The second is that, with the set-up of Octopath Traveler, the team had to work with standard RPG conventions.
“Specifically for a standard RPG Octopath Traveler, we were feeling that there were limitations on what kind of story we could write that appeals more to the adult, the older audience,” Asano says. “Because in these kinds of standard RPGs, it would be like you watch an event in the town, you go into a dungeon with a bunch of monsters in it, you fight the boss monster, and that’s kind of the cycle of the game.”
With Triangle Strategy, Asano said the theme could focus more on human-versus-human conflict, and appeal to an older audience.
The pillars of the genre
Of course, influences were felt from previous giants in the tactical RPG space. Arai tells me he’s a big fan of both Tactics Ogre and Final Fantasy Tactics. Before starting on Project Triangle Strategy, he played a lot of Fire Emblem: Three Houses and says he got a lot of influence from those games.

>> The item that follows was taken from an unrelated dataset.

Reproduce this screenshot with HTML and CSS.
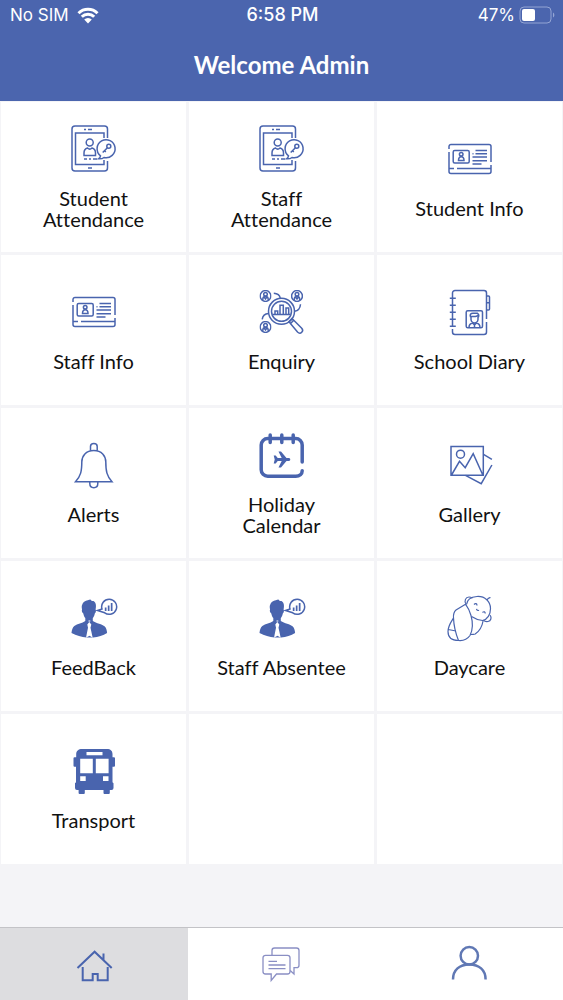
FILE: index.html
```
<!DOCTYPE html>
<html lang="en">

<head>
    <meta charset="UTF-8">
    <meta name="viewport" content="width=device-width, initial-scale=1.0">
    <title>Welcome Admin</title>
    <link rel="stylesheet" href="styles.css">
</head>

<body>
    <!-- icons used more than once -->
    <svg class="defs" width="0" height="0" aria-hidden="true">
        <symbol id="tablet" viewBox="0 0 48 48">
            <path d="M37.500 13V4a3 3 0 0 0-3-3H5a3 3 0 0 0-3 3v39a3 3 0 0 0 3 3h29.500a3 3 0 0 0 3-3v-7" />
            <path d="M34 13V8H5.500v31.500H34V35" />
            <path d="M14 4.500h2M18 4.500h4M18 43h4M14 34h3M19 34h2M23 34h4" />
            <circle cx="19.700" cy="17.500" r="3.500" />
            <path d="M14 30.500V28c0-3 1.500-4.500 3.500-5 1.500 1.500 3 1.500 4.500 0 2 .5 3.500 2 3.500 5v2.500z" />
            <path d="M30.500 30.800A9 9 0 1 1 34 32.500c-1.500 1.200-3.500 1.500-5.500 1.300 1.200-.8 1.800-1.800 2-3z" />
            <circle cx="38.800" cy="21.300" r="2" />
            <path d="M37.400 22.700l-4.700 4.800M34.500 25.700l1.300 1.300" />
        </symbol>
        <symbol id="card" viewBox="0 0 48 48">
            <path d="M3 14v-2.500a2 2 0 0 1 2-2h38a2 2 0 0 1 2 2V27M45 30v6.500a2 2 0 0 1-2 2H5a2 2 0 0 1-2-2V17" />
            <path d="M3 33.500h5M11 33.500h34" />
            <rect x="7.200" y="15.500" width="16" height="12.500" rx="1.500" />
            <circle cx="15.200" cy="19.300" r="1.800" />
            <path d="M12.500 25.500c0-5 5.500-5 5.500 0zM29.500 15.500H41M26.500 18.700h1M29.500 18.700H41M26.500 22H41M26.500 25.700H41M26.500 29h9" />
        </symbol>
        <symbol id="speaker" viewBox="0 0 48 48">
            <path class="fill" d="M12.500 10c1-3 4.500-3.500 8-4.500.5 1 1.500 1.500 3 1.500 2.800 1.500 2.800 5 2.100 8.500.8 1.500.2 3-.8 4-.4 2.500-1.500 4-2 4.500v3c3.500 2.500 9.500 3 12 5.500 1.500 1.500 2.200 4 2.300 6.500-4 2.500-9 4-14 4.500h-6.500C11.500 43 6.500 41.500 1.500 39c.3-3 1-5.500 2.800-7 3-2.300 8-2.500 11-5v-3c-1-1-1.500-2.500-2-4.500-1-1-2-2.500-1.200-4-.5-2-.6-4 .4-5.500z" />
            <path class="hole" d="M16 43.700l2-10-.7-3.200 2-2.500 2 2.500-.8 3.200 2.200 10-3.200-2z" />
            <path class="hole" d="M18.500 26.500h1.800v1h-1.800z" />
            <path d="M32 15a7.500 7.500 0 1 1 2.700 3.800l-7.200-2.300z" />
            <path class="fill" d="M34.800 13.500h1.700V17h-1.700zM37.800 11.500h1.700V17h-1.700zM40.800 9h1.700v8h-1.700z" />
        </symbol>
        <symbol id="member" viewBox="0 0 12 12">
            <circle cx="6" cy="6" r="5.400" />
            <circle cx="6" cy="4.300" r="1.800" />
            <path d="M3.300 10.500V9c0-3.500 5.400-3.500 5.400 0v1.500M5 7.500l1 1.500 1-1.500" />
        </symbol>
    </svg>

    <header class="header">
        <div class="status">
            <div class="carrier">
                <span>No SIM</span>
                <svg class="wifi" viewBox="0 0 22 17" aria-hidden="true">
                    <path d="M1.500 6.200a13.500 13.500 0 0 1 19 0M4.800 9.700a8.800 8.800 0 0 1 12.400 0" />
                    <path class="dot" d="M7.200 12.600a5.400 5.400 0 0 1 7.600 0L11 16.600z" />
                </svg>
            </div>
            <div class="time">6:58 PM</div>
            <div class="power">
                <span>47%</span>
                <svg class="battery" viewBox="0 0 36 18" aria-hidden="true">
                    <rect class="shell" x="1" y="1" width="31" height="16" rx="4" />
                    <rect class="level" x="3" y="3" width="13" height="12" rx="2" />
                    <path class="cap" d="M34 6.500c1.800.8 1.800 4.200 0 5z" />
                </svg>
            </div>
        </div>
        <h1 class="title">Welcome Admin</h1>
    </header>

    <main class="menu">
        <a class="item" href="#">
            <svg class="icon"><use href="#tablet" /></svg>
            <span>Student<br>Attendance</span>
        </a>
        <a class="item" href="#">
            <svg class="icon"><use href="#tablet" /></svg>
            <span>Staff<br>Attendance</span>
        </a>
        <a class="item" href="#">
            <svg class="icon"><use href="#card" /></svg>
            <span>Student Info</span>
        </a>
        <a class="item" href="#">
            <svg class="icon"><use href="#card" /></svg>
            <span>Staff Info</span>
        </a>
        <a class="item" href="#">
            <svg class="icon" viewBox="0 0 48 48">
                <use href="#member" x="1.500" y="2" width="12" height="12" />
                <use href="#member" x="33" y="2" width="12" height="12" />
                <use href="#member" x="1.500" y="33" width="12" height="12" />
                <circle cx="23.500" cy="23.300" r="13" />
                <circle cx="23.500" cy="23.300" r="10" />
                <path d="M14.500 26.500h18M17 26.500v-3.500h2.700v3.500M22 26.500v-9.200h3.300v9.200M28 26.500v-6.500h2.700v6.500" />
                <path d="M15.800 5.300c3.500.2 6 2 6.500 5M42.500 16.300c-.3 4-2.500 6.500-6 7M4.200 31.300c.5-3.500 3-5.500 6.300-5.700" />
                <path d="M31 33.500l3-3 1.500 2-3 3zM35 31.500l8.500 8.500c3 3-1 7-4 4l-7.500-9" />
            </svg>
            <span>Enquiry</span>
        </a>
        <a class="item" href="#">
            <svg class="icon" viewBox="0 0 48 48">
                <path d="M6.500 41v3A2.500 2.500 0 0 0 9 46.500h29a2.500 2.500 0 0 0 2.500-2.500V34M40.500 31V5A2.500 2.500 0 0 0 38 2.500H9A2.500 2.500 0 0 0 6.500 5v34" />
                <path d="M3.800 10.200h6M3.800 17.200h6M3.800 24.300h6M3.800 31.300h6M3.800 38.300h6M40.500 8h2a1 1 0 0 1 1 1v12a1 1 0 0 1-1 1h-2M40.500 14.700h3" />
                <rect x="20.200" y="22.800" width="16.300" height="17" rx="1.500" />
                <path d="M24.500 29c-1-2.500.5-4 3-3.700h4c1.500 1 1.500 2.500.8 4M24.500 28.500h5l3-1M25 29v2.500c.5 4.500 6.500 4.500 7 0V29M23 39.500c0-3 1.500-4 3.500-4.500l2 2 2-2c2 .5 3.500 1.500 3.500 4.500M28.500 37v2.500" />
            </svg>
            <span>School Diary</span>
        </a>
        <a class="item" href="#">
            <svg class="icon" viewBox="0 0 48 48">
                <path d="M20.500 9.800V5.500c0-4 6.700-4 6.700 0v4.300" />
                <path d="M23.800 9.500c-7.800 0-12 5.500-12 11.500 0 9-1 14-6.300 19.800H42C36.800 35 35.800 30 35.800 21c0-6-4.200-11.500-12-11.500z" />
                <path d="M19.800 41v1.500c0 5.500 8 5.500 8 0V41" />
            </svg>
            <span>Alerts</span>
        </a>
        <a class="item" href="#">
            <svg class="icon" viewBox="0 0 48 48">
                <path class="thick" d="M44.200 31V14a6.500 6.500 0 0 0-6.500-6.500h-28A6.500 6.500 0 0 0 3.200 14v24.700a6.500 6.500 0 0 0 6.500 6.500h28c4 0 6.500-2.500 6.500-5.500" />
                <path class="thick" d="M12.200 4v7.500M23.800 4v7.500M35.200 4v7.500" />
                <path class="fill" d="M15.700 24.500h2l2 2.500h4l-3.200-6.500h2.500l5.500 6.500h2.500c1.700 0 1.700 3 0 3h-2.500L23 36.500h-2.500l3.200-6.500h-4l-2 2.500h-2l1-4z" />
            </svg>
            <span>Holiday<br>Calendar</span>
        </a>
        <a class="item" href="#">
            <svg class="icon" viewBox="0 0 48 48">
                <path d="M5 5.500h32.300v28.700H5zM5.500 34l8-13.700 5.700 6.400 8-14L36.800 34" />
                <circle cx="14.500" cy="13.200" r="4" />
                <path d="M37.500 13.300l8.400 5M45.900 24L35.200 42.700 19.500 34.300" />
            </svg>
            <span>Gallery</span>
        </a>
        <a class="item" href="#">
            <svg class="icon"><use href="#speaker" /></svg>
            <span>FeedBack</span>
        </a>
        <a class="item" href="#">
            <svg class="icon"><use href="#speaker" /></svg>
            <span>Staff Absentee</span>
        </a>
        <a class="item" href="#">
            <svg class="icon thin" viewBox="0 0 48 48">
                <path d="M20.500 10.500C21 6 25 3 31 2.500c8-.5 13.500 5 13.500 12 0 6-3 11-8 12-4.500-.5-8-2-11-4" />
                <path d="M20 10c-2-3-.5-7 3-7 1.500 0 2.500.5 3.500 1M44 21c2 2.500 1 6-2 6.500-2 .3-3.500 0-4.500-1.500M41 6c1-2 2-2 3.500-2.500" />
                <path d="M19.500 10.200L10 16c-2.500 2-2.700 5-2.500 8 .3 8 2 15 5 22.500 5 .5 9-1.500 11.500-5 3-6 3-13 1-20-1.500-5-3-8-5.500-11.300z" />
                <path d="M7.500 24C5 28 2 32 2 37.500c0 5 3 9 10.500 9M2.300 35.500L10 37M37.200 26.500c-1 5.500-4 11-8 13.500-1.500.5-3 .5-4.500.5" />
                <path d="M28 10.500c1.500-1.500 3-1 3 1M36.500 18.500c1.500-1.500 3-.5 2.500 1M30.500 14.800c.3 1.500 1.500 2 2.500 1.500" />
            </svg>
            <span>Daycare</span>
        </a>
        <a class="item" href="#">
            <svg class="icon" viewBox="0 0 48 48">
                <path class="fill" d="M12 2h25c3.500 0 5.500 2 5.500 5v3.300h1.500a1 1 0 0 1 1 1v7.400a1 1 0 0 1-1 1h-1.500v15.500l1 1V41a2 2 0 0 1-2 2h-1.700v3a1 1 0 0 1-1 1h-4.300a1 1 0 0 1-1-1v-3H14.800v3a1 1 0 0 1-1 1H9.600a1 1 0 0 1-1-1v-3H7a2 2 0 0 1-2-2v-4.800l1-1V19.700H4.500a1 1 0 0 1-1-1v-7.400a1 1 0 0 1 1-1H6.200V7c0-3 2.300-5 5.800-5z" />
                <path class="hole" d="M16.500 5h16v3.300h-16zM10.200 11.700h12.600v14.600H10.200zM25.800 11.700h12.800v14.600H25.800zM10.200 29.200h5.500V34h-5.500zM33 29.200h5.500V34H33z" />
            </svg>
            <span>Transport</span>
        </a>
        <div class="item"></div>
        <div class="item"></div>
    </main>

    <nav class="tabs">
        <a class="tab act" href="#" aria-label="Home">
            <svg class="tab-icon" viewBox="0 0 40 40">
                <path d="M3.500 24L20.600 7.700 37.700 24M29.500 9.500v6.300M8.700 23v13.300h10V30h5v6.300h10V23" />
            </svg>
        </a>
        <a class="tab" href="#" aria-label="Messages">
            <svg class="tab-icon chat" viewBox="0 0 40 40">
                <path d="M11 11.300V6.500a2.500 2.500 0 0 1 2.500-2.500h22A2.500 2.500 0 0 1 38 6.500v14.700a2.500 2.500 0 0 1-2.500 2.500H33V30l-3.800-3.500" />
                <path d="M4.500 11.300h22a2.500 2.500 0 0 1 2.500 2.500v13.700a2.500 2.500 0 0 1-2.500 2.500H15.500L10.200 36.500V30H4.500A2.500 2.500 0 0 1 2 27.500V13.800a2.500 2.500 0 0 1 2.500-2.500z" />
                <path d="M7.500 17.300h8.500M7.500 21h17M7.500 24.700h17" />
            </svg>
        </a>
        <a class="tab" href="#" aria-label="Profile">
            <svg class="tab-icon user" viewBox="0 0 40 40">
                <circle cx="20.300" cy="11.700" r="8.700" />
                <path d="M4 35.500c0-9.500 6.500-15 16.300-15s16.300 5.500 16.300 15" />
            </svg>
        </a>
    </nav>
</body>

</html>
```
FILE: styles.css
```
* {
    margin: 0;
    padding: 0;
    box-sizing: border-box;
}

body {
    display: flex;
    flex-direction: column;
    min-height: 100vh;
    font-family: Lato, "Open Sans", sans-serif;
    font-variant-ligatures: none;
    background-color: #f4f4f7;
}

a {
    color: inherit;
    text-decoration: none;
}

svg {
    fill: none;
    stroke: #4964ae;
    flex-shrink: 0;
}

.defs {
    position: absolute;
}

.header {
    color: #fff;
    background-color: #4b65ae;
    padding-bottom: 20px;
}

.status {
    display: grid;
    grid-template-columns: 1fr auto 1fr;
    align-items: center;
    height: 30px;
    padding: 0 8px 0 10px;
    font: 17px/20px Inter, "Liberation Sans", sans-serif;
}

.carrier,
.power {
    display: flex;
    align-items: center;
}

.carrier {
    gap: 8px;
}

.power {
    justify-content: flex-end;
    gap: 4px;
}

.time {
    font-size: 18px;
    font-weight: 500;
}

.wifi {
    width: 22px;
    height: 17px;
    stroke: #fff;
    stroke-width: 3;
}

.wifi .dot {
    fill: #fff;
    stroke: none;
}

.battery {
    width: 36px;
    height: 18px;
    stroke: none;
}

.battery .shell {
    stroke: #94a5d4;
    stroke-width: 1;
}

.battery .level {
    fill: #fff;
}

.battery .cap {
    fill: #94a5d4;
}

.title {
    margin-top: 19px;
    font-size: 24px;
    line-height: 32px;
    font-weight: 700;
    text-align: center;
}

.menu {
    display: grid;
    grid-template-columns: repeat(3, 1fr);
    grid-auto-rows: minmax(150px, auto);
    gap: 3px;
    padding: 1px 1px 0;
}

.item {
    display: flex;
    flex-direction: column;
    align-items: center;
    justify-content: center;
    gap: 15px;
    color: #111;
    font-size: 20px;
    line-height: 21px;
    text-align: center;
    background-color: #fff;
}

.icon {
    width: 48px;
    height: 48px;
    stroke-width: 1.5;
}

.icon.thin {
    stroke-width: 1.2;
}

.fill {
    fill: #4964ae;
    stroke: none;
}

.hole {
    fill: #fff;
    stroke: none;
}

.thick {
    stroke-width: 3.5;
    stroke-linecap: round;
}

.tabs {
    display: grid;
    grid-template-columns: repeat(3, 1fr);
    height: 73px;
    margin-top: auto;
    background-color: #fff;
    border-top: 1px solid #c3c3c7;
}

.tab {
    display: flex;
    align-items: center;
    justify-content: center;
}

.tab.act {
    background-color: #dddde0;
}

.tab-icon {
    width: 40px;
    height: 40px;
    stroke-width: 2;
}

.tab-icon.chat {
    stroke: #8a8fc4;
    stroke-width: 1.3;
}

.tab-icon.user {
    stroke: #6078b4;
    stroke-width: 2.5;
}
```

There are many differences that allowed Asano, Arai, and the development team to explore different concepts from a standard RPG. Rather than a four-person team, the player gets to manage and field an army. And there’s the aforementioned bend towards more mature, heavy subject matter.
“In standard RPGs your team usually travels around to different areas and then goes to a new town, and that’s where you kind of go on missions or whatever you need to do to progress in the game,” said Asano. “But for tactical RPGs, we have an option to change the perspective, so the player can stay in one place but we can use the game and say, ‘Now from this person’s perspective, this is going on in this region.’ So that was another element that we liked about the tactics RPG genre.”
Triangle Strategy doesn’t fully adhere to the pillars, though. One noticeable difference is the lack of permadeath. In games like Final Fantasy Tactics, characters can fall in battle forever if not recovered fast enough, and in Fire Emblem, you don’t get the chance to rescue them from a critical hit.
“At the very beginning of this project, we discussed with the developer Artdink, do we take permadeath on this game? And we decided not to take that option,” said Arai. “Because to create the proper mature storyline, we needed the characters in the storyline.”
In other words, as Arai explains, the team needed characters in place to tell their story. Permanent death would complicate matters. But Arai does note that there are still similar elements of what players want, something I’ve already seen for myself: drama.
Characters can still disagree with you on decisions. And, Arai mentions, they might eventually come to a head on certain topics. So while death on the battlefield isn’t forever, story choices still offer that life-and-death tension.
Building the world
With those branching options, organizing the story of Triangle Strategy could be difficult. The producers confirm as much to me when I ask about it. Arai reassures me that effort was spent on managing the branches and making the points where they diverge clear, so players know what they’re headed into. And obviously, there’s some incentive to replay and see what other options might have led to.
The story, and even world, of Triangle Strategy seems immense though. Players hop in during a period of peace, but events soon transpire to tear apart a fragile calm and dip the major nations back into war.
As Arai tells it, there was actually a massive concept of sorts that had to be fixed up once gameplay got integrated. It ended up being one of the notable lessons learned from the project.
“Actually, from the really early years of this project, we created just an original story for this game as a kind of book, readable scenario, without thinking of any game aspects,” said Arai. “But we kind of failed that approach.”
He draws comparisons to Game of Thrones and The Lord of the Rings, as two fantasy texts later transposed to movies, games, and beyond. Once game systems were integrated, though, it didn’t work so well. It’s a gaming experience, not a story-only experience, Arai explains.
Rotating around in HD-2D
The HD-2D style of art is also a major draw for Triangle Strategy. Oddly enough, Asano says he hasn’t seen that much popularity in HD-2D games in Japan. He does note that they’ve seen a lot of overseas indie developers have been working on games in these styles, though.
There was an interesting problem to solve with using HD-2D graphics in Triangle Strategy, though: the camera. Players are able to swing the camera around in battles, to see around terrain and plan out moves. This meant the HD-2D art had to adapt to many angles and perspectives.
“It was challenging to find that balance between moving the camera around, being able to move the camera around, but having your characters created by dots,” said Asano. “So that was one of our challenges that we ran into, but our developer Artdink I think did a really good job in figuring out that balance.”
Looking towards the future
Of course, when I asked about other projects Asano and company might want to tackle in the HD-2D style, I didn’t get much. “Stay tuned,” Asano told me, laughing a little bit.
As far as Triangle Strategy goes, Asano says that the idea was to have the story from beginning to end all in one game. “There might be a possibility, at some point, that maybe we have a prologue or maybe we have an epilogue of Triangle Strategy,” said Asano. “But for now, at least, the thought that we put into this game is to have a story that from the beginning to the end is told within this game.”
Triangle Strategy is available now for Nintendo Switch.